Roger Corman is (in his way) a genius regarding making effective films on a relatively small budget. In the late 1950s and through the 1960s he basically followed Edward Wood’s “pioneering” in the use of name stars in his films. Unlike Wood, however, Corman knows how to direct and produce. You look at his movies, and instead of finding screamingly funny (unintended) blunders you keep watching the actors and listening to the lines. He latched onto Edgar Allan Poe far more than had happened in Hollywood in the past, and while he stretched Poe’s stories (and in the case of THE RAVEN his poetry) out of recognizable limit to what the originals are, enough of the original framework remains to leave the movie respectable and sometimes far more than that (such as my favorite Corman – Poe flick, “The Masque Of The Red Death”).

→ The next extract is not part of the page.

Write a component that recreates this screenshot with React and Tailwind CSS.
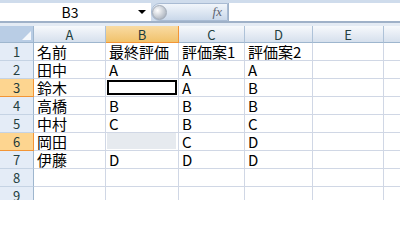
const cols = [
  { key: "A", w: "w-[72px]" },
  { key: "B", w: "w-[73px]" },
  { key: "C", w: "w-[66px]" },
  { key: "D", w: "w-[68px]" },
  { key: "E", w: "w-[71px]" },
];

const rows = [
  ["名前", "最終評価", "評価案1", "評価案2", ""],
  ["田中", "A", "A", "A", ""],
  ["鈴木", "", "A", "B", ""],
  ["高橋", "B", "B", "B", ""],
  ["中村", "C", "B", "C", ""],
  ["岡田", "", "C", "D", ""],
  ["伊藤", "D", "D", "D", ""],
  ["", "", "", "", ""],
  ["", "", "", "", ""],
];

const font = { fontFamily: '"Noto Sans CJK JP", "Liberation Sans", sans-serif' };

function FormulaBar() {
  return (
    <div className="flex flex-col h-[26px] bg-[#cfdcec]">
      <div className="h-[3px]" />
      <div className="flex h-[18px]">
        <div className="w-[151px] bg-white flex items-center">
          <span className="flex-1 text-center text-[14px] text-black leading-[16px] pl-[2px]">B3</span>
          <span className="w-0 h-0 mr-[5px] border-l-[4px] border-r-[4px] border-t-[4px] border-l-transparent border-r-transparent border-t-black" />
        </div>
        <div className="w-[77px] flex items-center justify-between rounded-l-full border border-[#a9bbd3] bg-gradient-to-b from-[#f2f6fb] to-[#cad8ea] pr-[5px]">
          <span className="w-[15px] h-[15px] rounded-full bg-[radial-gradient(circle_at_35%_35%,#ffffff,#b5bcc6_70%,#8f98a5)] border border-[#a3acb8]" />
          <span className="text-[13px] italic text-[#5e6470] leading-[14px]" style={{ fontFamily: '"Liberation Serif", serif' }}>
            fx
          </span>
        </div>
        <div className="flex-1 bg-white border-l border-[#9fb2ca]" />
      </div>
      <div className="h-[2px] bg-[#9fb1c8]" />
      <div className="h-[3px] bg-[#e4ebf4]" />
    </div>
  );
}

export default function App() {
  return (
    <div className="w-[400px] h-[200px] overflow-hidden bg-white" style={font}>
      <FormulaBar />

      {/* column headers */}
      <div className="flex h-[17px]">
        <div className="w-[34px] shrink-0 bg-[#b9cde5] border-r border-b border-[#9eb6ce] flex items-end justify-end p-[2px]">
          <span className="w-0 h-0 border-b-[9px] border-l-[9px] border-b-[#f5f8fc] border-l-transparent" />
        </div>
        {cols.map((c) => (
          <div
            key={c.key}
            className={`${c.w} shrink-0 flex items-center justify-center text-[13px] leading-[15px] border-b ${
              c.key === "B"
                ? "bg-gradient-to-b from-[#f9dba3] to-[#f1c26a] border-r border-[#f29536] border-b-[#f29536] text-[#1d3b3b]"
                : "bg-gradient-to-b from-[#f7f9fc] to-[#d6e0ed] border-r border-[#aec2d8] border-b-[#9eb6ce] text-[#243f3f]"
            }`}
          >
            {c.key}
          </div>
        ))}
        <div className="flex-1 bg-gradient-to-b from-[#f7f9fc] to-[#d6e0ed] border-b border-[#9eb6ce]" />
      </div>

      {/* rows */}
      {rows.map((r, i) => {
        const n = i + 1;
        const sel = n === 3 || n === 6;
        return (
          <div key={n} className="flex h-[18px]">
            <div
              className={`w-[34px] shrink-0 flex items-center justify-center text-[13px] leading-[15px] border-r border-b ${
                sel
                  ? "bg-[#fdd590] border-[#f29536] border-b-[#f29536] text-[#1d3b3b]"
                  : "bg-[#e4ecf7] border-[#9eb6ce] border-b-[#c5d3e4] text-[#243f3f]"
              }`}
            >
              {n}
            </div>
            {cols.map((c, j) => (
              <div
                key={c.key}
                className={`${c.w} shrink-0 flex border-r border-b border-[#d0d7e5] text-[15px] text-black`}
              >
                {n === 3 && c.key === "B" ? (
                  <div className="flex-1 m-[1px] border-2 border-black" />
                ) : n === 6 && c.key === "B" ? (
                  <div className="flex-1 ml-[1px] mr-[2px] mb-[1px] bg-[#e6eaef]" />
                ) : (
                  <span className="self-center pl-[3px] leading-[16px] whitespace-nowrap">{r[j]}</span>
                )}
              </div>
            ))}
            <div className="flex-1 border-b border-[#d0d7e5]" />
          </div>
        );
      })}
    </div>
  );
}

Corman turned from Poe to William Shakespeare in this 1962 film, “Tower of London”, which (while based on the Sir Thomas More – William Shakespeare version of the character, career, and reign of King Richard III of England) is a remake of the 1939 Basil Rathbone film “Tower of London”. That film was quite effective, given the talents of Rowland Lee (it’s director), Rathbone, Boris Karloff (as the cruel executioner Mord), and the cast including Ian Hunter, John Rodion, and Vincent Price (as the “Duke of Clarence”). It’s defects are of the same historical variety found in most historical films (i.e. accuracy), and in the continuing issue of whether Richard (who, after all, was finally defeated and killed by Henry VII at Bosworth Field) has been traduced. Also it (and this remake) have both been pushed into the background of the cinema loving public by Sir Laurence Olivier’s performance as the evil usurper in his version of Shakespeare’s “Richard III”.

The 1939 version really benefited by a larger budget (although a “B” feature) and a studio’s sets and stages. Corman manages to get real mileage out of his ability to improvise intelligently (as opposed to Wood). A classic example of getting more with less. He used footage from the earlier film for the battle sequence, but he added atmospheric touches showing fog and a swamp that were quite good.

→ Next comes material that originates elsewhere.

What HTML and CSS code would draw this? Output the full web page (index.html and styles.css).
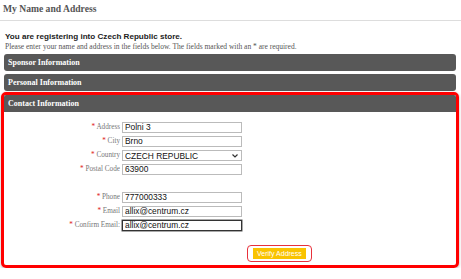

One thing he uses from Shakespeare is that he used the ghosts of the various victims of Richard to haunt him. This includes not only Clarence, but King Edward, the two Princes in the Tower, and Buckingham (who was a Duke – that title has been one of the most fatal in British history!).* Actually Shakespeare had them all pop up before Richard’s battle at Bosworth, as the King tries to sleep – they all recount what he did to them, and tell him to despair and die. In Corman’s hands, after each evil crime, Richard is confronted by the ghosts who demand his explanation, and he gives mealy (“realpolitik”) excuses (“You were not strong enough to be a good King!”). It’s an interesting approach, but it really does not sound viable.

(*Think of this – First you have this Duke of Buckingham, a cousin of the House of York, who tries to be a leading supporter of Richard, but finds himself pushed aside – Richard probably didn’t trust him. Buckingham led a revolt in 1485 against Richard, lost the revolt, and Richard ordered him executed. Then you had the title revived and given to a cousin and male heir to Henry VIII, who would get involved in several questionable actions in 1521 – including possible witchcraft to encompass Henry’s demise. He went to the executioner’s block as a result. Nobody wanted the title for a century. Then it was revived first as Earl then as Duke for Georger Villiers, favorite of both James I and Charles I, and he becomes the de facto Prime Minister of England. But his poorly planned policies raise the public against him, and he is assassinated in 1628 – the subject of Dumas’ “The Three Musketeers”. The title was revived in the 19th Century as the Duke of Buckingham and Chandos. Nothing happened finally.)

Price does what he can as Richard, but he lacks the vicious inner strengths (oddly enough) of both Rathbone and Olivier. They know what they want and know how to get it (and think they know how to keep it). Price has a type of uncertainty that suggests his actions were successful in spite of himself, not because of his sagacity. His surprise when he suddenly learns he is facing Henry at Bosworth (a name he supposedly never heard of – yet he hears a warning concerning Bosworth earlier from a ghost that should have set him looking for any place that had that name to avoid it!) is really surprising. He only has one powerful moment – when he decides to execute Buckingham. The viciousness of the torture used brings out Price’s special horror gifts to the fore. But that is an isolated sequence.